There were indeed reports by Ukrainian and foreign journalists from the area of ​​Kursk region controlled by the Ukrainian armed forces. In particular, these were journalists from Ukrinform, 1+1, Hromadske, CNN, Washington Post and RAI. The Russian FSB has initiated criminal proceedings against some of these media's correspondents under Article 322 of the Russian Criminal Code. However, there were no Reuters journalists among them, and certainly not the agency's late security adviser Ryan Evans.

This is not the first targeted attack by the Russian army on foreign journalists, stresses Reporters Without Borders. “One thing is certain: since the beginning of the war, the Russian army has been deliberately attacking journalists and their teams to prevent them from reporting, in violation of international law,” said Jeanne Cavelier, head of RSF's Eastern Europe and Central Asia desk, in a comment to Radio Liberty.

Currently, a preliminary investigation is underway under the procedural supervision of the Donetsk Regional Prosecutor's Office in the framework of a criminal case on violation of the laws and customs of war (Part 2 of Article 438 of the Criminal Code of Ukraine).

The Ukrainian Foreign Ministry called on the world to condemn the Russian attack on the hotel in Kramatorsk where foreign journalists were staying. According to the Foreign Ministry spokesman, “targeted attacks on media have become a systematic war tactic of Russia.”

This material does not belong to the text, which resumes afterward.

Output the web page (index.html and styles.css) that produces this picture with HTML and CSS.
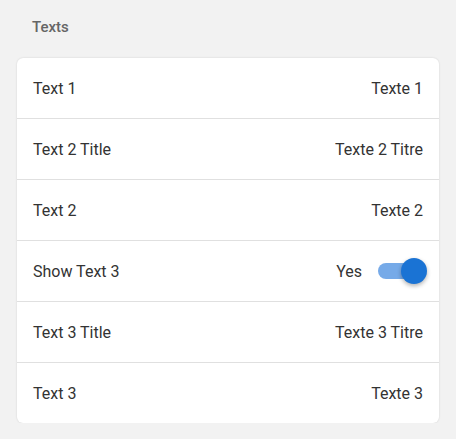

According to the Institute of Mass Information, in the two years and six months since the start of the large-scale invasion, Russia has committed 620 crimes against journalists and media workers in Ukraine. Since the large-scale Russian aggression, as of August 24, 84 media workers have been killed in Ukraine; 10 of them were killed while performing journalistic duties.

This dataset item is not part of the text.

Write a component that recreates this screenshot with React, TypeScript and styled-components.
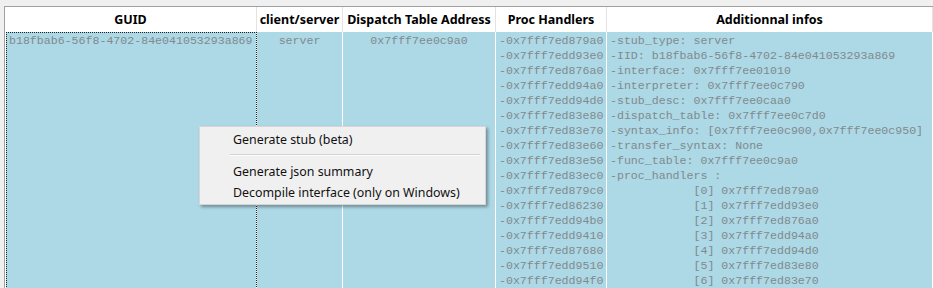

In this way, Russia continues to use its propaganda and fake news to put pressure on the work of independent journalists covering Russian aggression against Ukraine. Unable to influence the situation on the battlefield in the Kursk region and protect its own citizens, Russia is trying to present a different version of events with the help of its propagandists in the information space.

To achieve this, the enemy fabricates fakes about the “huge losses” of the Ukrainian armed forces in the Kursk region, passing off old photos and videos or those taken in other areas as events in the Kursk region. Another example of Russian propaganda is the “justification” for the murder of a Reuters employee.